In the last decade or so, healthcare sharing programs have become a popular, more affordable alternative to health insurance. For many, these programs offer lower monthly costs, shared community values, and a more personal approach to healthcare. But how exactly does healthcare sharing work?
Let’s break it down, covering key terms to understand like monthly share, member responsibility, and providers, and explore how this community-based model helps members manage medical expenses.
Healthcare sharing is a voluntary system in which members contribute funds each month to help pay the eligible medical expenses of others. Unlike insurance, there’s no contract or guarantee of payment. Instead, it’s based on the shared commitment of a community to help one another.
Programs like Impact Health Sharing operate on this principle, using shared contributions to reduce costs and support members during medical needs. Healthcare Sharing organizations are not insurance companies and are not regulated in the same way, meaning they follow member-approved guidelines rather than state insurance laws.
This community-first model encourages transparency, mutual aid, and stewardship—values that appeal to people seeking more purpose and affordability in their healthcare choices.
Your monthly share is at the heart of how healthcare sharing works. It’s the set amount you contribute each month to support others’ medical needs.
Think of it like an insurance premium but instead of paying a company, your monthly share goes directly toward helping fellow members.
This structure keeps costs more predictable for members and ensures that funds are used with integrity and transparency.
“Member responsibility” is a term you’ll see often in healthcare sharing. It refers to what you must pay out-of-pocket before community sharing begins.
Most programs use terms like Annual Household Portion (AHP), Primary Responsibility Amount, or Member Responsibility Amount, which function similar to a deductible in insurance.
Your responsibility doesn’t end there; it also includes following program guidelines, making your monthly share payments on a timely basis, and ensuring providers submit bills correctly.
Providers—your doctors, hospitals, and other healthcare professionals and facilities—are a vital part of how sharing works.
Some healthcare sharing programs have relationships with large provider networks, allowing members to access care at discounted rates, while some allow more freedom to choose your own providers.
Some programs encourage providers to submit bills electronically and are able to pay quickly while others reimburse after the member self-pays.
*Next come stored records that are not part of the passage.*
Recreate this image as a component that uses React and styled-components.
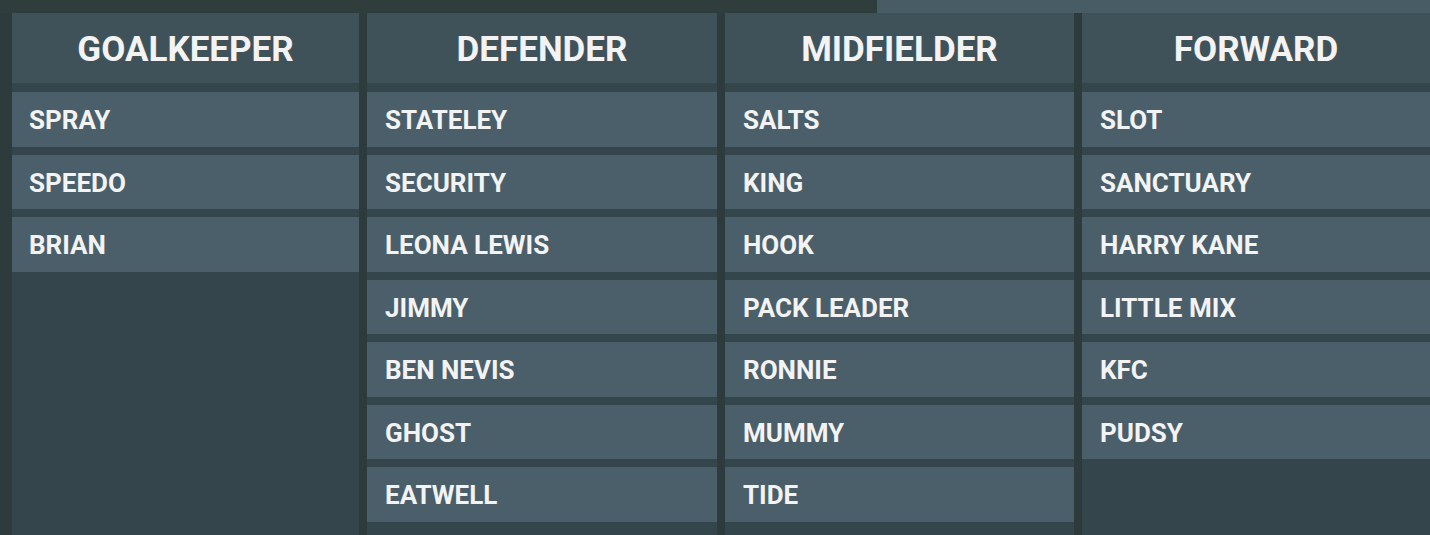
import styled, { createGlobalStyle } from 'styled-components';

const GlobalStyle = createGlobalStyle`
  html, body {
    margin: 0;
    padding: 0;
    background: #2d3b3c;
  }
  body {
    font-family: Roboto, "Liberation Sans", sans-serif;
  }
`;

const Page = styled.div`
  width: 1430px;
  height: 535px;
  overflow: hidden;
  background: #2d3b3c;
  display: flex;
  flex-direction: column;
`;

const TopStrip = styled.div`
  height: 13px;
  display: flex;
  justify-content: flex-end;
  background: #2f3d3d;
`;

const TopTab = styled.div`
  width: 553px;
  background: #485c66;
`;

const Board = styled.div`
  flex: 1;
  display: grid;
  grid-template-columns: 347px 350px 349px 1fr;
  column-gap: 8px;
  padding-left: 12px;
`;

const Column = styled.div`
  background: #35454c;
  display: flex;
  flex-direction: column;
`;

const Header = styled.div`
  height: 70px;
  box-sizing: border-box;
  padding-top: 3px;
  background: #3f525a;
  display: flex;
  align-items: center;
  justify-content: center;
  color: #f3f3f3;
  font-weight: 700;
  font-size: 35px;
  margin-bottom: 9px;
`;

const List = styled.div`
  display: flex;
  flex-direction: column;
  gap: 8px;
`;

const Player = styled.div`
  height: 54.5px;
  box-sizing: border-box;
  padding: 2px 0 0 ${({ $first }) => ($first ? 17 : 18)}px;
  background: #4a5f6a;
  display: flex;
  align-items: center;
  color: #f3f3f3;
  font-weight: 700;
  font-size: 26px;
`;

const positions = [
  { name: 'GOALKEEPER', players: ['SPRAY', 'SPEEDO', 'BRIAN'] },
  {
    name: 'DEFENDER',
    players: ['STATELEY', 'SECURITY', 'LEONA LEWIS', 'JIMMY', 'BEN NEVIS', 'GHOST', 'EATWELL'],
  },
  {
    name: 'MIDFIELDER',
    players: ['SALTS', 'KING', 'HOOK', 'PACK LEADER', 'RONNIE', 'MUMMY', 'TIDE'],
  },
  {
    name: 'FORWARD',
    players: ['SLOT', 'SANCTUARY', 'HARRY KANE', 'LITTLE MIX', 'KFC', 'PUDSY'],
  },
];

function App() {
  return (
    <Page>
      <GlobalStyle />
      <TopStrip>
        <TopTab />
      </TopStrip>
      <Board>
        {positions.map((pos, i) => (
          <Column key={pos.name}>
            <Header>{pos.name}</Header>
            <List>
              {pos.players.map((p) => (
                <Player key={p} $first={i === 0}>{p}</Player>
              ))}
            </List>
          </Column>
        ))}
      </Board>
    </Page>
  );
}

export default App;
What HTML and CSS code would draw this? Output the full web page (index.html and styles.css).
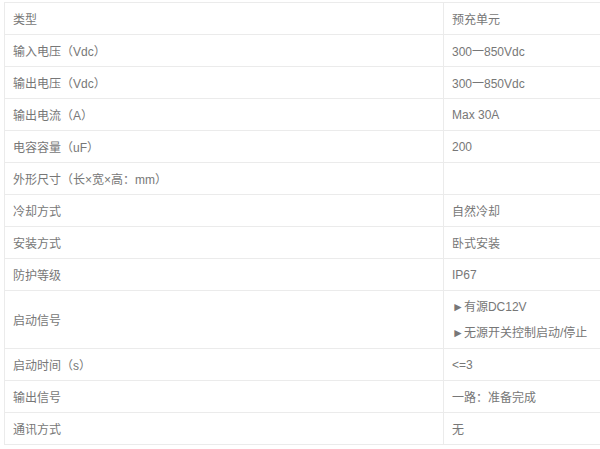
FILE: index.html
```html
<!DOCTYPE html>
<html lang="zh-CN">
<head>
  <meta charset="UTF-8">
  <meta name="viewport" content="width=device-width, initial-scale=1.0">
  <title>预充单元参数</title>
  <link rel="stylesheet" href="styles.css">
</head>
<body>

<div class="spec-wrap">
  <!-- 参数表 -->
  <table class="spec-table">
    <tr><td class="name">类型</td><td class="val">预充单元</td></tr>
    <tr><td class="name">输入电压（Vdc）</td><td class="val">300一850Vdc</td></tr>
    <tr><td class="name">输出电压（Vdc）</td><td class="val">300一850Vdc</td></tr>
    <tr><td class="name">输出电流（A）</td><td class="val">Max 30A</td></tr>
    <tr><td class="name">电容容量（uF）</td><td class="val">200</td></tr>
    <tr><td class="name">外形尺寸（长×宽×高：mm）</td><td class="val"></td></tr>
    <tr><td class="name">冷却方式</td><td class="val">自然冷却</td></tr>
    <tr><td class="name">安装方式</td><td class="val">卧式安装</td></tr>
    <tr><td class="name">防护等级</td><td class="val">IP67</td></tr>
    <tr class="tall">
      <td class="name">启动信号</td>
      <td class="val">
        <p>►有源DC12V</p>
        <p>►无源开关控制启动/停止</p>
      </td>
    </tr>
    <tr><td class="name">启动时间（s）</td><td class="val">&lt;=3</td></tr>
    <tr><td class="name">输出信号</td><td class="val">一路：准备完成</td></tr>
    <tr><td class="name">通讯方式</td><td class="val">无</td></tr>
  </table>
</div>

</body>
</html>
```

FILE: styles.css
```css
body {
  margin: 0;
  padding: 0;
  background: #fff;
  font-family: "Liberation Sans", Arial, "Noto Sans CJK SC", sans-serif;
}

.spec-wrap {
  padding: 2px 0 0 4px;
  overflow: hidden;
}

.spec-table {
  border-collapse: collapse;
  width: 600px;
  table-layout: fixed;
}

.spec-table td {
  border: 1px solid #ebebeb;
  padding: 0 8px;
  font-size: 12px;
  color: #777;
  vertical-align: middle;
  box-sizing: border-box;
  height: 32px;
}

.spec-table td.name {
  width: 439px;
}

.spec-table tr.tall td {
  height: 58px;
}

.spec-table td p {
  margin: 0;
  line-height: 26px;
}
```
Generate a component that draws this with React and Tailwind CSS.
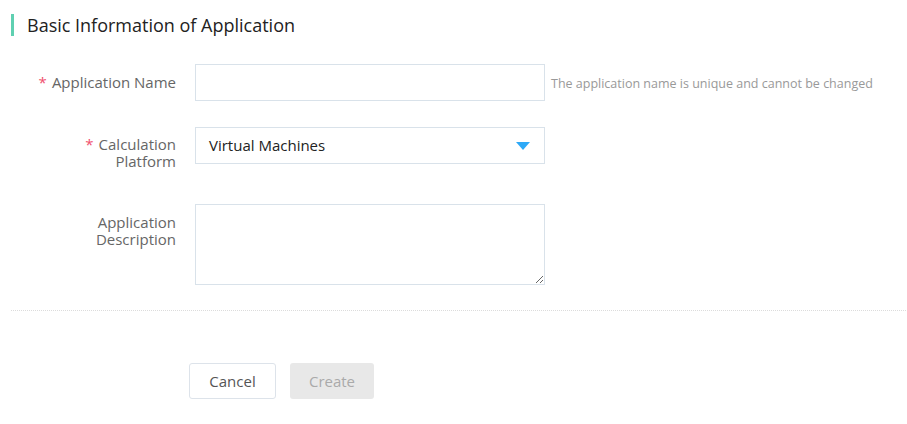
export default function App() {
  return (
    <div className="min-h-[424px] w-[907px] bg-white font-['Open_Sans',sans-serif]">
      <div className="flex items-center pl-[11px] pt-[14px]">
        <div className="h-[22px] w-[3px] bg-[#5fd0b1]" />
        <h1 className="ml-[13px] text-[18px] leading-[22px] text-[#222]">Basic Information of Application</h1>
      </div>

      <div className="mt-[28px] flex flex-col">
        <div className="flex items-start">
          <label className="w-[176px] pt-[10px] text-right text-[15px] leading-4 text-[#666]">
            <span className="mr-[5px] text-[#f0506e]">*</span>Application Name
          </label>
          <input className="ml-[19px] h-[37px] w-[350px] border border-[#d9e2ea] px-3 text-[15px] outline-none" />
          <span className="ml-[6px] mt-[3px] self-center text-[12.5px] text-[#999]">
            The application name is unique and cannot be changed
          </span>
        </div>

        <div className="mt-[26px] flex h-[37px] items-start">
          <label className="w-[176px] pt-[9px] text-right text-[15px] leading-[17px] text-[#666]">
            <span className="mr-[5px] text-[#f0506e]">*</span>Calculation
            <br />
            Platform
          </label>
          <div className="ml-[19px] flex h-[37px] w-[350px] items-center justify-between border border-[#d9e2ea] pl-[13px] pr-[14px]">
            <span className="text-[15px] text-[#222]">Virtual Machines</span>
            <svg width="14" height="8" viewBox="0 0 14 8">
              <path d="M0 0 H14 L7 8 Z" fill="#2ea9f7" />
            </svg>
          </div>
        </div>

        <div className="mt-[40px] flex items-start">
          <label className="w-[176px] pt-[10px] text-right text-[15px] leading-[17px] text-[#666]">
            Application
            <br />
            Description
          </label>
          <textarea className="ml-[19px] h-[81px] w-[350px] resize border border-[#d9e2ea] px-3 py-2 text-[15px] outline-none" />
        </div>
      </div>

      <div className="ml-[11px] mr-px mt-[25px] border-t border-dotted border-[#dcdcdc]" />

      <div className="ml-[189px] mt-[52px] flex gap-[14px]">
        <button className="h-[36px] w-[87px] rounded-[3px] border border-[#dde3ea] bg-white text-[15px] text-[#555]">
          Cancel
        </button>
        <button className="h-[36px] w-[84px] rounded-[3px] bg-[#e8e8e8] text-[15px] text-[#aaa]">Create</button>
      </div>
    </div>
  );
}
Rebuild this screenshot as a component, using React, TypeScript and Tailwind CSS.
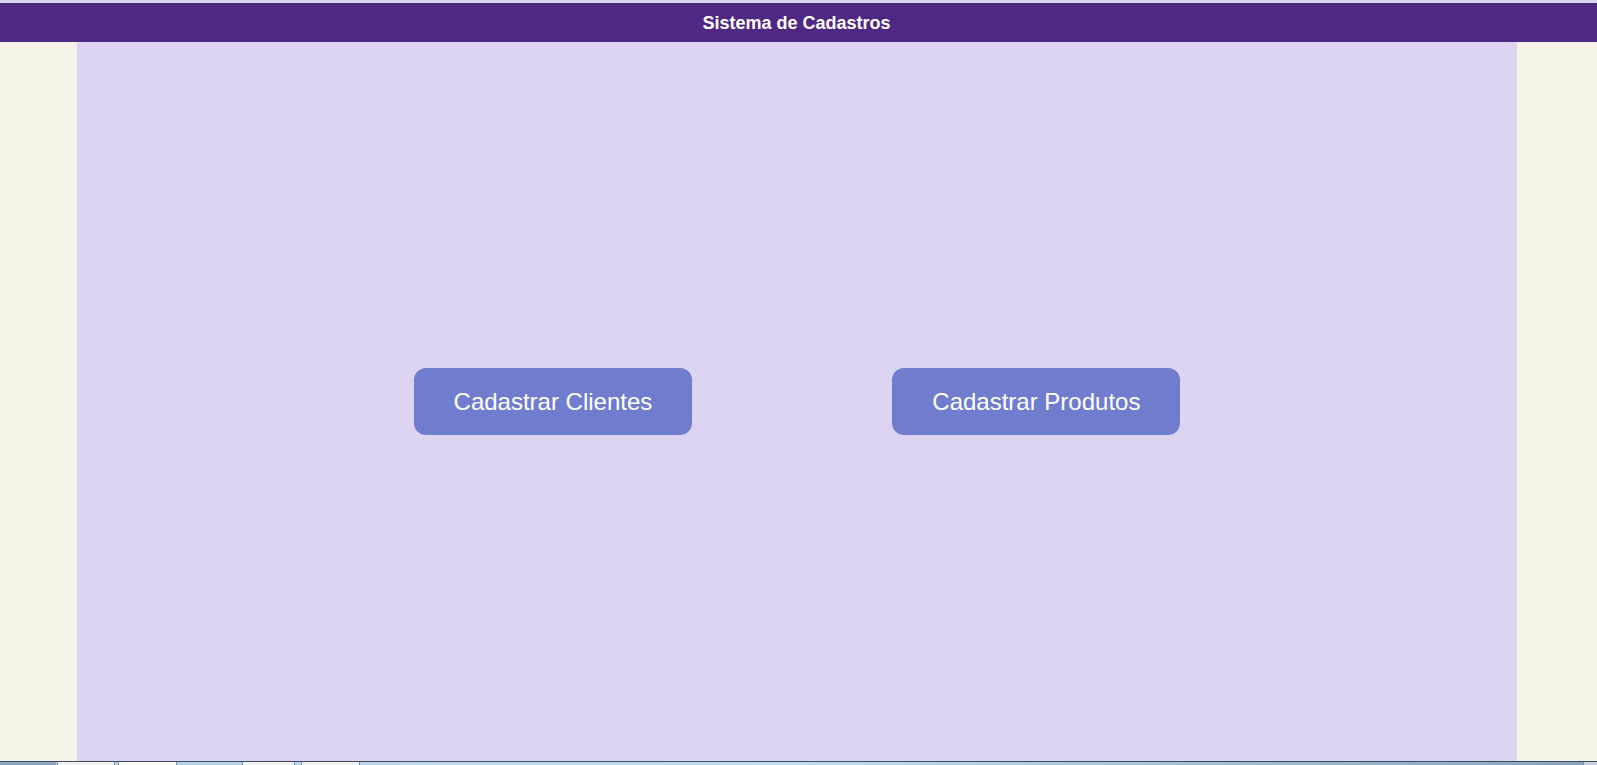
import React from "react";

export default function App() {
  return (
    <div className="w-[1597px] h-[765px] flex flex-col bg-[#dcd4f2] overflow-hidden" style={{ fontFamily: '"Liberation Sans", Arial, sans-serif' }}>
      <div className="h-[3px] bg-[#dcd4f2]" />
      <header className="h-[39px] bg-[#4e2882] flex items-center justify-center pr-[4px]">
        <h1 className="text-white font-bold text-[18px] leading-none">Sistema de Cadastros</h1>
      </header>
      <div className="flex-1 flex bg-[#f5f3e7]">
        <div className="w-[77px]" />
        <main className="w-[1440px] bg-[#ddd4f3] flex items-center justify-center gap-[200px] pb-[1px]">
          <button className="bg-[#707dce] text-white text-[24px] leading-[27px] px-[40px] py-[20px] rounded-[12px]">
            Cadastrar Clientes
          </button>
          <button className="bg-[#707dce] text-white text-[24px] leading-[27px] px-[40px] py-[20px] rounded-[12px]">
            Cadastrar Produtos
          </button>
        </main>
        <div className="flex-1" />
      </div>
      <div className="h-[4px] flex border-t border-[#3e4a5e] bg-gradient-to-r from-[#b8d3ea] via-[#c4dcef] to-[#8aa2bc]">
        <div className="w-[56px] bg-[#8ea6c0]" />
        <div className="w-[58px] ml-[1px] bg-[#eef3f8] border-x border-[#7d8ea3]" />
        <div className="w-[59px] ml-[3px] bg-white border-x border-[#7d8ea3]" />
        <div className="w-[64px] bg-[#b9d2e8]" />
        <div className="w-[53px] ml-[1px] bg-[#eef3f8] border-x border-[#7d8ea3]" />
        <div className="w-[59px] ml-[6px] bg-[#eef3f8] border-x border-[#7d8ea3]" />
        <div className="flex-1" />
        <div className="w-[14px] bg-[#c9d3de] border-l border-[#7d8ea3]" />
      </div>
    </div>
  );
}
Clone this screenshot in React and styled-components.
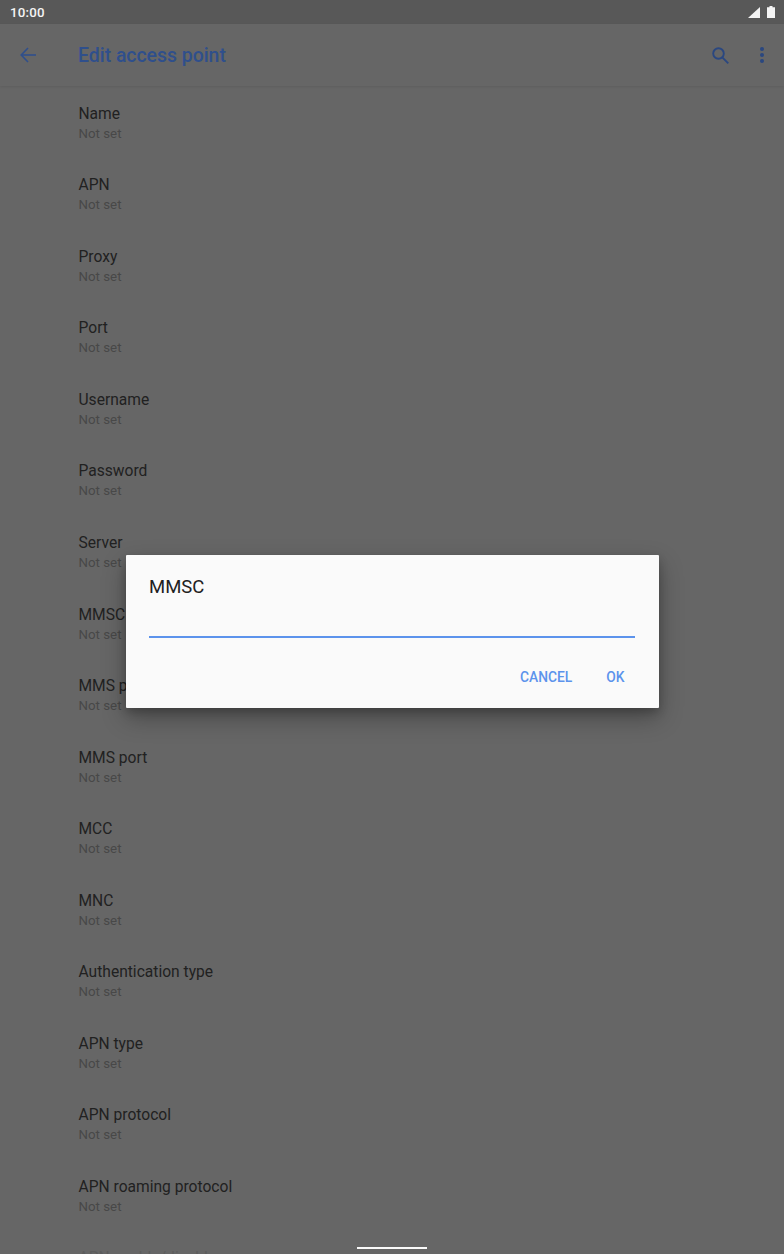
import React from "react";
import styled, { createGlobalStyle } from "styled-components";

const GlobalStyle = createGlobalStyle`
  html, body {
    margin: 0;
    padding: 0;
    background: #666666;
    font-family: Roboto, "Liberation Sans", sans-serif;
  }
`;

const Screen = styled.div`
  position: relative;
  width: 784px;
  height: 1254px;
  overflow: hidden;
  background: #666666;
`;

const StatusBar = styled.div`
  height: 24px;
  padding: 0 10px;
  display: flex;
  align-items: center;
  justify-content: space-between;
  background: #585858;
  color: #f4f4f4;
  font-size: 13.3px;
  font-weight: 500;
  letter-spacing: 0.2px;
`;

const StatusIcons = styled.div`
  display: flex;
  align-items: center;
  gap: 7px;
  margin-right: -1px;
`;

const TopBar = styled.header`
  height: 62px;
  display: flex;
  align-items: center;
  background: #666666;
  box-shadow: 0 1px 2px rgba(0, 0, 0, 0.08);
`;

const BackButton = styled.div`
  width: 78px;
  padding-left: 19.5px;
  box-sizing: border-box;
  display: flex;
  align-items: center;
  color: #2f4f8c;
`;

const Title = styled.h1`
  flex: 1;
  margin: 0;
  padding-top: 2px;
  color: #2f4f8c;
  font-size: 19.4px;
  font-weight: 500;
  line-height: 24px;
`;

const Actions = styled.div`
  display: flex;
  align-items: center;
  gap: 31px;
  padding-right: 20px;
  color: #2a4780;
`;

const List = styled.div`
  padding-top: 17.9px;
`;

const Row = styled.div`
  height: 71.53px;
  padding-left: 78.5px;
  box-sizing: border-box;
`;

const RowTitle = styled.div`
  color: ${(p) => (p.$faded ? "#5c5c5c" : "#212121")};
  font-size: 15.6px;
  line-height: 21px;
`;

const RowValue = styled.div`
  color: #484848;
  font-size: 13.3px;
  line-height: 18.5px;
`;

const Dialog = styled.div`
  position: absolute;
  left: 125.5px;
  top: 554.5px;
  width: 533px;
  height: 153px;
  box-sizing: border-box;
  padding: 22.5px 24px 0 23.5px;
  background: #fafafa;
  border-radius: 1px;
  box-shadow: 0 10px 24px rgba(0, 0, 0, 0.3), 0 4px 10px rgba(0, 0, 0, 0.2);
`;

const DialogTitle = styled.h2`
  margin: 0;
  color: #212121;
  font-size: 18.5px;
  font-weight: 400;
  line-height: 20px;
`;

const Field = styled.div`
  margin-top: 39px;
  height: 2px;
  background: #5c93ec;
`;

const DialogActions = styled.div`
  display: flex;
  justify-content: flex-end;
  gap: 34px;
  margin-top: 30px;
  padding-right: 10px;
`;

const TextButton = styled.div`
  color: #5c93ec;
  font-size: 13.8px;
  font-weight: 500;
  line-height: 18px;
`;

const NavHandle = styled.div`
  position: absolute;
  left: 357px;
  bottom: 5px;
  width: 70px;
  height: 2px;
  background: #fafafa;
`;

const rows = [
  "Name",
  "APN",
  "Proxy",
  "Port",
  "Username",
  "Password",
  "Server",
  "MMSC",
  "MMS proxy",
  "MMS port",
  "MCC",
  "MNC",
  "Authentication type",
  "APN type",
  "APN protocol",
  "APN roaming protocol",
];

function App() {
  return (
    <Screen>
      <GlobalStyle />
      <StatusBar>
        <span>10:00</span>
        <StatusIcons>
          <svg width="12" height="11" viewBox="0 0 12 11">
            <path d="M0 11 L12 0 V11 Z" fill="#f4f4f4" />
          </svg>
          <svg width="8" height="12" viewBox="0 0 8 12">
            <path d="M2.5 0 H5.5 V1.2 H8 V12 H0 V1.2 H2.5 Z" fill="#f4f4f4" />
          </svg>
        </StatusIcons>
      </StatusBar>
      <TopBar>
        <BackButton>
          <svg width="16" height="16" viewBox="0 0 16 16" fill="none" stroke="currentColor" strokeWidth="1.6">
            <path d="M16 8 H1.5" />
            <path d="M8 1 L1.2 8 L8 15" />
          </svg>
        </BackButton>
        <Title>Edit access point</Title>
        <Actions>
          <svg width="17" height="17" viewBox="0 0 17 17" fill="none" stroke="currentColor" strokeWidth="1.9">
            <circle cx="6.5" cy="6.5" r="5.3" />
            <path d="M10.3 10.3 L16.3 16.3" />
          </svg>
          <svg width="4" height="16" viewBox="0 0 4 16" fill="currentColor">
            <circle cx="2" cy="2" r="2" />
            <circle cx="2" cy="8" r="2" />
            <circle cx="2" cy="14" r="2" />
          </svg>
        </Actions>
      </TopBar>
      <List>
        {rows.map((name) => (
          <Row key={name}>
            <RowTitle>{name}</RowTitle>
            <RowValue>Not set</RowValue>
          </Row>
        ))}
        <Row>
          <RowTitle $faded>APN enable/disable</RowTitle>
        </Row>
      </List>
      <Dialog>
        <DialogTitle>MMSC</DialogTitle>
        <Field />
        <DialogActions>
          <TextButton>CANCEL</TextButton>
          <TextButton>OK</TextButton>
        </DialogActions>
      </Dialog>
      <NavHandle />
    </Screen>
  );
}

export default App;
Impact Health Sharing will work with any provider–whether via electronic submission or self-pay, either option qualifies for sharing.
This cycle repeats as each member contributes and benefits from the community’s collective support.
Download this simple checklist to help you understand what to expect and what steps to take before you join.
Healthcare sharing offers a meaningful alternative to insurance centered on community, compassion, and shared responsibility. Members contribute a monthly share, fulfill their member responsibility, and work closely with their providers to help the process run smoothly.
For those seeking affordable, values-driven healthcare, this model may be a perfect fit. Just be sure to read the fine print, understand your responsibilities, and choose a reputable organization that aligns with your needs.